Entries with page source code:
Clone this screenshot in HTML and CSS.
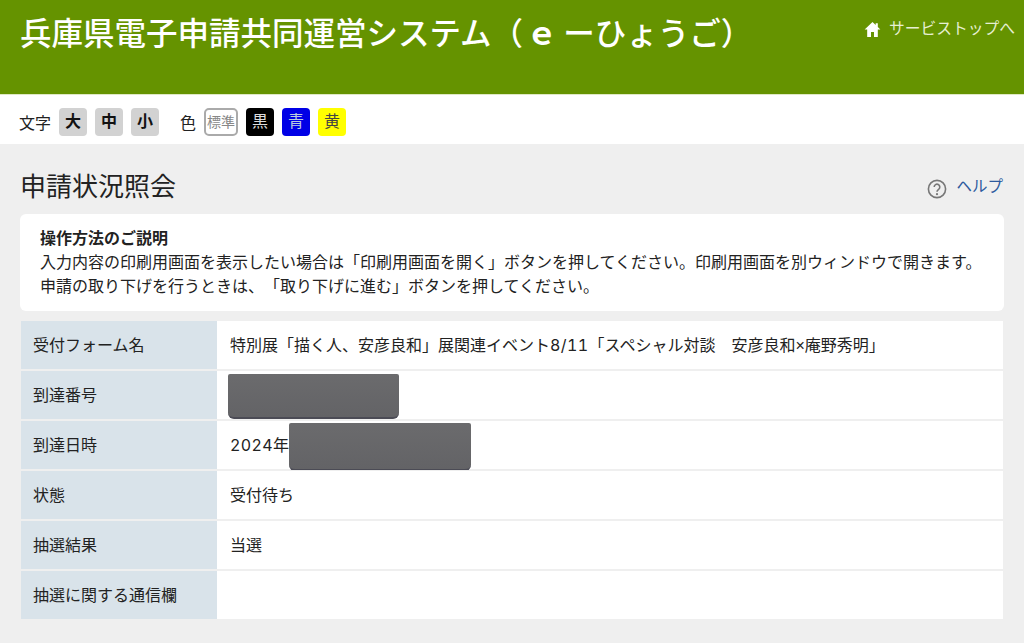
FILE: index.html
```html
<!DOCTYPE html>
<html lang="ja">
<head>
    <meta charset="UTF-8">
    <meta name="viewport" content="width=device-width, initial-scale=1.0">
    <title>申請状況照会</title>
    <link rel="stylesheet" href="styles.css">
</head>
<body>
    <header class="site-header">
        <h1>兵庫県電子申請共同運営システム（<span class="wide-e">ｅ</span> ーひょうご）</h1>
        <a class="top-link" href="#">
            <svg class="home-icon" viewBox="0 0 16 16"><path d="M8 1 0.6 8H3v7h3.6v-4.6h2.8V15H13V8h2.4L13 5.7V2h-2v1.8z"/></svg>
            サービストップへ
        </a>
    </header>

    <div class="toolbar">
        <span class="tool-label">文字</span>
        <button class="size-btn">大</button>
        <button class="size-btn">中</button>
        <button class="size-btn">小</button>
        <span class="tool-label color-label">色</span>
        <button class="color-btn standard">標準</button>
        <button class="color-btn black">黒</button>
        <button class="color-btn blue">青</button>
        <button class="color-btn yellow">黄</button>
    </div>

    <main class="content">
        <div class="title-row">
            <h2>申請状況照会</h2>
            <div class="help">
                <svg class="help-icon" viewBox="0 0 20 20">
                    <circle cx="10" cy="10" r="8.6"/>
                    <path d="M7.2 8a2.8 2.8 0 1 1 4.4 2.3c-1 .7-1.6 1.2-1.6 2.4"/>
                    <circle class="dot" cx="10" cy="15.2" r="1.1"/>
                </svg>
                <a href="#">ヘルプ</a>
            </div>
        </div>

        <section class="guide">
            <strong>操作方法のご説明</strong>
            <p>入力内容の印刷用画面を表示したい場合は「印刷用画面を開く」ボタンを押してください。印刷用画面を別ウィンドウで開きます。</p>
            <p>申請の取り下げを行うときは、「取り下げに進む」ボタンを押してください。</p>
        </section>

        <table class="status-table">
            <tr>
                <th>受付フォーム名</th>
                <td>特別展「描く人、安彦良和」展関連イベント<span class="num">8/11</span>「スペシャル対談　安彦良和×庵野秀明」</td>
            </tr>
            <tr>
                <th>到達番号</th>
                <td><div class="redact number"></div></td>
            </tr>
            <tr>
                <th>到達日時</th>
                <td><span class="num">2024</span>年<div class="redact date"></div></td>
            </tr>
            <tr>
                <th>状態</th>
                <td>受付待ち</td>
            </tr>
            <tr>
                <th>抽選結果</th>
                <td>当選</td>
            </tr>
            <tr>
                <th>抽選に関する通信欄</th>
                <td></td>
            </tr>
        </table>
    </main>
</body>
</html>
```

FILE: styles.css
```css
* {
    box-sizing: border-box;
}
html, body {
    height: 100%;
}
body {
    margin: 0;
    font-family: "Liberation Sans", "Noto Sans CJK JP", sans-serif;
    text-spacing-trim: space-all;
    background-color: #efefef;
    color: #222;
    overflow: hidden;
}
.site-header {
    height: 95px;
    padding: 14px 9px 0 20px;
    background-color: #659300;
    border-bottom: 1px solid #dfe9c4;
    display: flex;
    justify-content: space-between;
    align-items: flex-start;
    color: #fff;
}
.site-header h1 {
    margin: 0;
    font-size: 31.5px;
    line-height: 40px;
    font-weight: 500;
    white-space: nowrap;
}
.wide-e {
    font-weight: bold;
    margin-left: 3px;
    margin-right: -3px;
}
.top-link {
    margin-top: 3px;
    display: flex;
    align-items: center;
    gap: 8px;
    font-size: 15.75px;
    line-height: 24px;
    color: #e6efd2;
    text-decoration: none;
}
.home-icon {
    width: 17px;
    height: 17px;
    fill: #fff;
}
.toolbar {
    height: 49px;
    padding: 5px 20px 0 19px;
    background-color: #fff;
    display: flex;
    align-items: center;
    gap: 8px;
}
.tool-label {
    font-size: 16px;
}
.color-label {
    margin-left: 13px;
}
.toolbar button {
    width: 28px;
    height: 28px;
    padding: 0;
    border: none;
    border-radius: 4px;
    font-family: inherit;
    font-size: 16px;
    line-height: 28px;
}
.size-btn {
    background-color: #d2d2d2;
    color: #111;
    font-weight: bold;
}
.toolbar .standard {
    width: 34px;
    background-color: #fff;
    border: 2px solid #aaa;
    border-radius: 5px;
    color: #888;
    font-size: 14px;
    line-height: 24px;
}
.black {
    background-color: #000;
    color: #ddd;
}
.blue {
    background-color: #0000e6;
    color: #bcd;
}
.yellow {
    background-color: #ffff00;
    color: #444;
}
.content {
    padding: 0 20px;
}
.title-row {
    height: 70px;
    display: flex;
    justify-content: space-between;
    align-items: flex-start;
}
.title-row h2 {
    margin: 24px 0 0;
    font-size: 26px;
    line-height: 38px;
    font-weight: 400;
}
.help {
    margin: 31px 1px 0 0;
    display: flex;
    align-items: flex-start;
    gap: 9px;
    font-size: 15.5px;
    line-height: 24px;
}
.help a {
    color: #2d5a9e;
    text-decoration: none;
}
.help-icon {
    margin-top: 4px;
    width: 20px;
    height: 20px;
    fill: none;
    stroke: #777;
    stroke-width: 1.6;
}
.help-icon .dot {
    fill: #777;
    stroke: none;
}
.guide {
    height: 97px;
    padding: 13px 20px 0;
    background-color: #fff;
    border-radius: 6px;
    font-size: 16px;
    line-height: 24px;
}
.guide strong {
    display: block;
    font-weight: bold;
}
.guide p {
    margin: 0;
    white-space: nowrap;
}
.status-table {
    margin: 9px 0 0 1px;
    width: 982px;
    border-collapse: separate;
    border-spacing: 0;
    table-layout: fixed;
    font-size: 16px;
}
.status-table th,
.status-table td {
    height: 50px;
    padding: 0 13px 3px;
    border-top: 1px solid #efefef;
    border-bottom: 1px solid #efefef;
    white-space: nowrap;
    position: relative;
}
.status-table th {
    width: 196px;
    padding-left: 12px;
    background-color: #d9e3ea;
    font-weight: 400;
    text-align: left;
}
.status-table td {
    background-color: #fff;
}
.num {
    font-family: Inter, "Liberation Sans", sans-serif;
    font-feature-settings: "tnum";
    letter-spacing: 0.4px;
}
.redact {
    position: absolute;
    background: linear-gradient(#6b6b6d, #636366);
    border-radius: 2px 2px 6px 6px;
    border-bottom: 2px solid #4b4b55;
}
.number {
    left: 11px;
    top: 3px;
    width: 171px;
    height: 45px;
}
.date {
    left: 72px;
    top: 2px;
    width: 182px;
    height: 48px;
}
```
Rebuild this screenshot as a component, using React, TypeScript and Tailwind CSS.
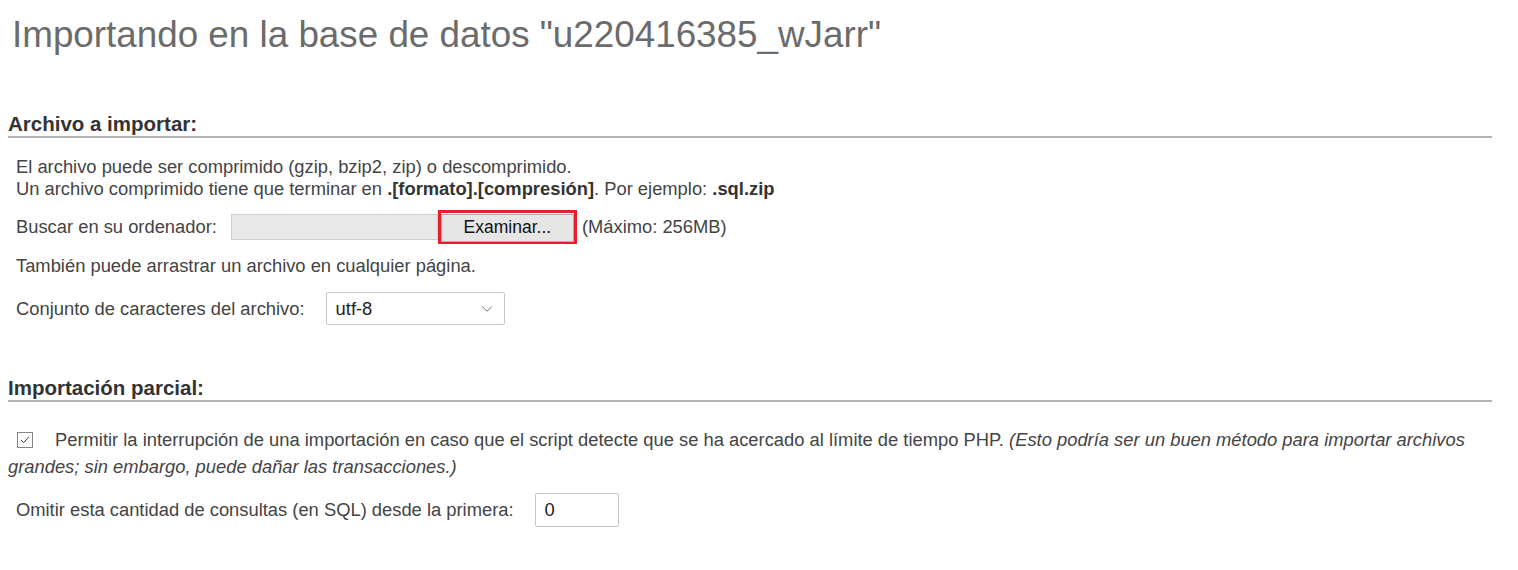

* What the task requires *
With the pictures left out, transcribe the material exactly.

* Output for this task *
Clone this screenshot in HTML and CSS.
FILE: index.html
```html
<!DOCTYPE html>
<html lang="ja">
<head>
    <meta charset="UTF-8">
    <meta name="viewport" content="width=device-width, initial-scale=1.0">
    <title>申請状況照会</title>
    <link rel="stylesheet" href="styles.css">
</head>
<body>
    <header class="site-header">
        <h1>兵庫県電子申請共同運営システム（<span class="wide-e">ｅ</span> ーひょうご）</h1>
        <a class="top-link" href="#">
            <svg class="home-icon" viewBox="0 0 16 16"><path d="M8 1 0.6 8H3v7h3.6v-4.6h2.8V15H13V8h2.4L13 5.7V2h-2v1.8z"/></svg>
            サービストップへ
        </a>
    </header>

    <div class="toolbar">
        <span class="tool-label">文字</span>
        <button class="size-btn">大</button>
        <button class="size-btn">中</button>
        <button class="size-btn">小</button>
        <span class="tool-label color-label">色</span>
        <button class="color-btn standard">標準</button>
        <button class="color-btn black">黒</button>
        <button class="color-btn blue">青</button>
        <button class="color-btn yellow">黄</button>
    </div>

    <main class="content">
        <div class="title-row">
            <h2>申請状況照会</h2>
            <div class="help">
                <svg class="help-icon" viewBox="0 0 20 20">
                    <circle cx="10" cy="10" r="8.6"/>
                    <path d="M7.2 8a2.8 2.8 0 1 1 4.4 2.3c-1 .7-1.6 1.2-1.6 2.4"/>
                    <circle class="dot" cx="10" cy="15.2" r="1.1"/>
                </svg>
                <a href="#">ヘルプ</a>
            </div>
        </div>

        <section class="guide">
            <strong>操作方法のご説明</strong>
            <p>入力内容の印刷用画面を表示したい場合は「印刷用画面を開く」ボタンを押してください。印刷用画面を別ウィンドウで開きます。</p>
            <p>申請の取り下げを行うときは、「取り下げに進む」ボタンを押してください。</p>
        </section>

        <table class="status-table">
            <tr>
                <th>受付フォーム名</th>
                <td>特別展「描く人、安彦良和」展関連イベント<span class="num">8/11</span>「スペシャル対談　安彦良和×庵野秀明」</td>
            </tr>
            <tr>
                <th>到達番号</th>
                <td><div class="redact number"></div></td>
            </tr>
            <tr>
                <th>到達日時</th>
                <td><span class="num">2024</span>年<div class="redact date"></div></td>
            </tr>
            <tr>
                <th>状態</th>
                <td>受付待ち</td>
            </tr>
            <tr>
                <th>抽選結果</th>
                <td>当選</td>
            </tr>
            <tr>
                <th>抽選に関する通信欄</th>
                <td></td>
            </tr>
        </table>
    </main>
</body>
</html>
```

FILE: styles.css
```css
* {
    box-sizing: border-box;
}
html, body {
    height: 100%;
}
body {
    margin: 0;
    font-family: "Liberation Sans", "Noto Sans CJK JP", sans-serif;
    text-spacing-trim: space-all;
    background-color: #efefef;
    color: #222;
    overflow: hidden;
}
.site-header {
    height: 95px;
    padding: 14px 9px 0 20px;
    background-color: #659300;
    border-bottom: 1px solid #dfe9c4;
    display: flex;
    justify-content: space-between;
    align-items: flex-start;
    color: #fff;
}
.site-header h1 {
    margin: 0;
    font-size: 31.5px;
    line-height: 40px;
    font-weight: 500;
    white-space: nowrap;
}
.wide-e {
    font-weight: bold;
    margin-left: 3px;
    margin-right: -3px;
}
.top-link {
    margin-top: 3px;
    display: flex;
    align-items: center;
    gap: 8px;
    font-size: 15.75px;
    line-height: 24px;
    color: #e6efd2;
    text-decoration: none;
}
.home-icon {
    width: 17px;
    height: 17px;
    fill: #fff;
}
.toolbar {
    height: 49px;
    padding: 5px 20px 0 19px;
    background-color: #fff;
    display: flex;
    align-items: center;
    gap: 8px;
}
.tool-label {
    font-size: 16px;
}
.color-label {
    margin-left: 13px;
}
.toolbar button {
    width: 28px;
    height: 28px;
    padding: 0;
    border: none;
    border-radius: 4px;
    font-family: inherit;
    font-size: 16px;
    line-height: 28px;
}
.size-btn {
    background-color: #d2d2d2;
    color: #111;
    font-weight: bold;
}
.toolbar .standard {
    width: 34px;
    background-color: #fff;
    border: 2px solid #aaa;
    border-radius: 5px;
    color: #888;
    font-size: 14px;
    line-height: 24px;
}
.black {
    background-color: #000;
    color: #ddd;
}
.blue {
    background-color: #0000e6;
    color: #bcd;
}
.yellow {
    background-color: #ffff00;
    color: #444;
}
.content {
    padding: 0 20px;
}
.title-row {
    height: 70px;
    display: flex;
    justify-content: space-between;
    align-items: flex-start;
}
.title-row h2 {
    margin: 24px 0 0;
    font-size: 26px;
    line-height: 38px;
    font-weight: 400;
}
.help {
    margin: 31px 1px 0 0;
    display: flex;
    align-items: flex-start;
    gap: 9px;
    font-size: 15.5px;
    line-height: 24px;
}
.help a {
    color: #2d5a9e;
    text-decoration: none;
}
.help-icon {
    margin-top: 4px;
    width: 20px;
    height: 20px;
    fill: none;
    stroke: #777;
    stroke-width: 1.6;
}
.help-icon .dot {
    fill: #777;
    stroke: none;
}
.guide {
    height: 97px;
    padding: 13px 20px 0;
    background-color: #fff;
    border-radius: 6px;
    font-size: 16px;
    line-height: 24px;
}
.guide strong {
    display: block;
    font-weight: bold;
}
.guide p {
    margin: 0;
    white-space: nowrap;
}
.status-table {
    margin: 9px 0 0 1px;
    width: 982px;
    border-collapse: separate;
    border-spacing: 0;
    table-layout: fixed;
    font-size: 16px;
}
.status-table th,
.status-table td {
    height: 50px;
    padding: 0 13px 3px;
    border-top: 1px solid #efefef;
    border-bottom: 1px solid #efefef;
    white-space: nowrap;
    position: relative;
}
.status-table th {
    width: 196px;
    padding-left: 12px;
    background-color: #d9e3ea;
    font-weight: 400;
    text-align: left;
}
.status-table td {
    background-color: #fff;
}
.num {
    font-family: Inter, "Liberation Sans", sans-serif;
    font-feature-settings: "tnum";
    letter-spacing: 0.4px;
}
.redact {
    position: absolute;
    background: linear-gradient(#6b6b6d, #636366);
    border-radius: 2px 2px 6px 6px;
    border-bottom: 2px solid #4b4b55;
}
.number {
    left: 11px;
    top: 3px;
    width: 171px;
    height: 45px;
}
.date {
    left: 72px;
    top: 2px;
    width: 182px;
    height: 48px;
}
```
Rebuild this screenshot as a component, using React, TypeScript and Tailwind CSS.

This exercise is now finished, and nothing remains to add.